2. The method as claimed in claim 1, wherein said apolar solvent is selected in the group consisting of hydrocarbons.

3. The method as claimed in claim 2, wherein said apolar solvent is selected in the group consisting of acyclic hydrocarbons and alicyclic hydrocarbons.

4. The method as claimed in claim 1, wherein said polar solvent is of the aprotic type.

5. The method as claimed in claim 4, wherein said polar solvent is acetonitrile.

6. The method as claimed in claim 1, wherein the volume ratio between said apolar solvent and said polar solvent is between 6 and 11.

7. The method as claimed in claim 1, wherein the duration of said step of shaping said mixture of primary particle by granulation by grinding is between 15 minutes and 5 hours.

8. The method as claimed in claim 1, wherein the rotational speed in said ball mill in said step of shaping said mixture of primary particle by granulation by grinding is between 100 and 550 rpm.

9. The method as claimed in claim 1, wherein said cathode material comprises an active material corresponding to the general formula (I):

LixM1yM2zO3-uFu  (I)

wherein:

x is greater than 1 and less than 3,

y is between 0 and 1,

z is between 0 and 1,

x, y and z being such that x+y+z=3,

u is between 0 and 1,

M1 represents a first transition metal,

and M2 represents a second transition metal different from said first transition metal.

10. The method as claimed in claim 9, wherein in the general formula (I) u is greater than or equal to 0.5.

11. The method as claimed in claim 1, wherein said cathode material comprises an active material corresponding to the general formula (11):

LiFexMn1-xPO4  (II)

wherein x is between 0 and 1.

12. The method as claimed in claim 1, wherein said cathode material comprises an active material corresponding to the general formula (III):

AxM1[M2(CN)6]  (III)

wherein

A represents lithium, sodium or potassium,

M1 and M2, different from each other, each represent manganese or iron, and x is between 0 and 2.

13. The method as claimed in claim 1, wherein said cathode material comprises an electrically conductive agent.

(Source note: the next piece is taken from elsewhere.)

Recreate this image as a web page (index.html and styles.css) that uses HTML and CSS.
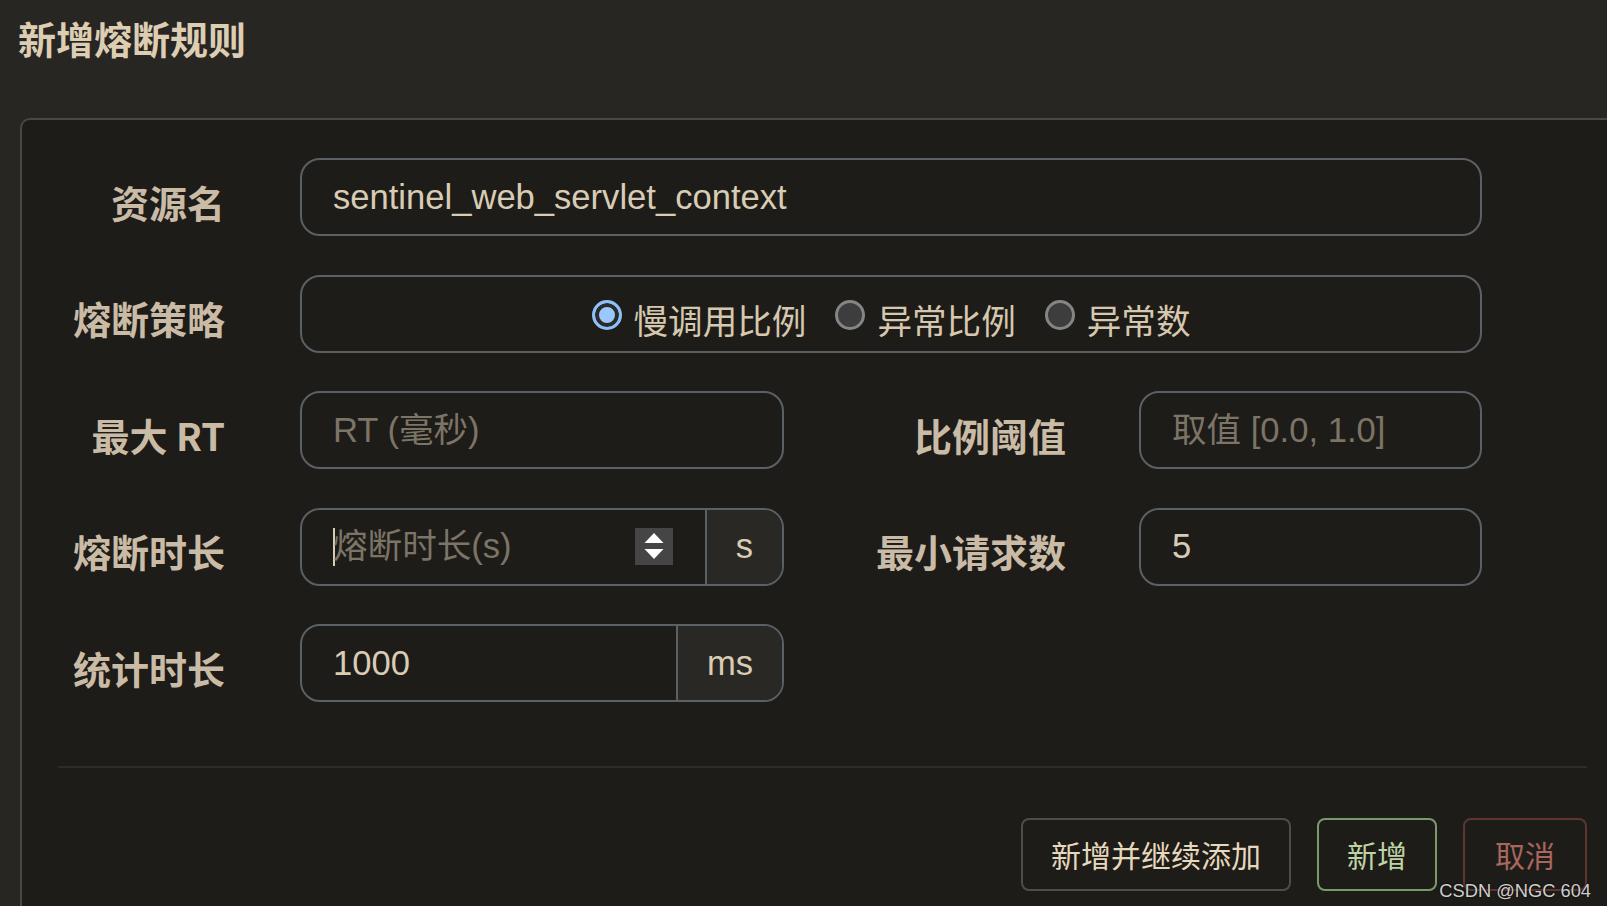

14. A method for manufacturing a cathode for a battery, comprising:

implementing a method as claimed in claim 10 to obtain a cathode material for a battery comprising an active material corresponding to the general formula (I) wherein u is greater than or equal to 0.5, said cathode material being in the form of a mixture of so-called spheroidal secondary particles of monomodal size distribution and of volume mean diameter between 1 and 50 μm, each of said secondary particles being an agglomerate of a plurality of primary particles originating from a mixture of primary particles of said cathode material with a monomodal size distribution and a volume mean diameter less than or equal to 2 μm,

mixing said cathode material with a polymer binder, and optionally an electrically conductive agent, in a solvent, so as to form a cathode ink,

depositing said cathode ink on a metal current collector,

and drying said cathode ink to form a cathodic film on said current collector.

15. A method for manufacturing a cathode for a battery, comprising:

implementing a method as claimed in claim 11 to obtain a cathode material for a battery comprising an active material corresponding to the general formula (II), said cathode material being in the form of a mixture of so-called spheroidal secondary particles of monomodal size distribution and of volume mean diameter between 1 and 50 μm, each of said secondary particles being an agglomerate of a plurality of primary particles originating from a mixture of primary particles of said cathode material with a monomodal size distribution and a volume mean diameter less than or equal to 2 μm,

mixing said cathode material with a polymer binder, and optionally an electrically conductive agent, in a solvent, so as to form a cathode ink,

depositing said cathode ink on a metal current collector,

and drying said cathode ink to form a cathodic film on said current collector.

16. A method for manufacturing a cathode for a battery, comprising:

implementing a method as claimed in claim 12 to obtain a cathode material for a battery comprising an active material corresponding to the general formula (III), said cathode material being in the form of a mixture of so-called spheroidal secondary particles of monomodal size distribution and of volume mean diameter between 1 and 50 μm, each of said secondary particles being an agglomerate of a plurality of primary particles originating from a mixture of primary particles of said cathode material with a monomodal size distribution and a volume mean diameter less than or equal to 2 μm,

mixing said cathode material with a polymer binder, and optionally an electrically conductive agent, in a solvent, so as to form a cathode ink,

depositing said cathode ink on a metal current collector,

and drying said cathode ink to form a cathodic film on said current collector.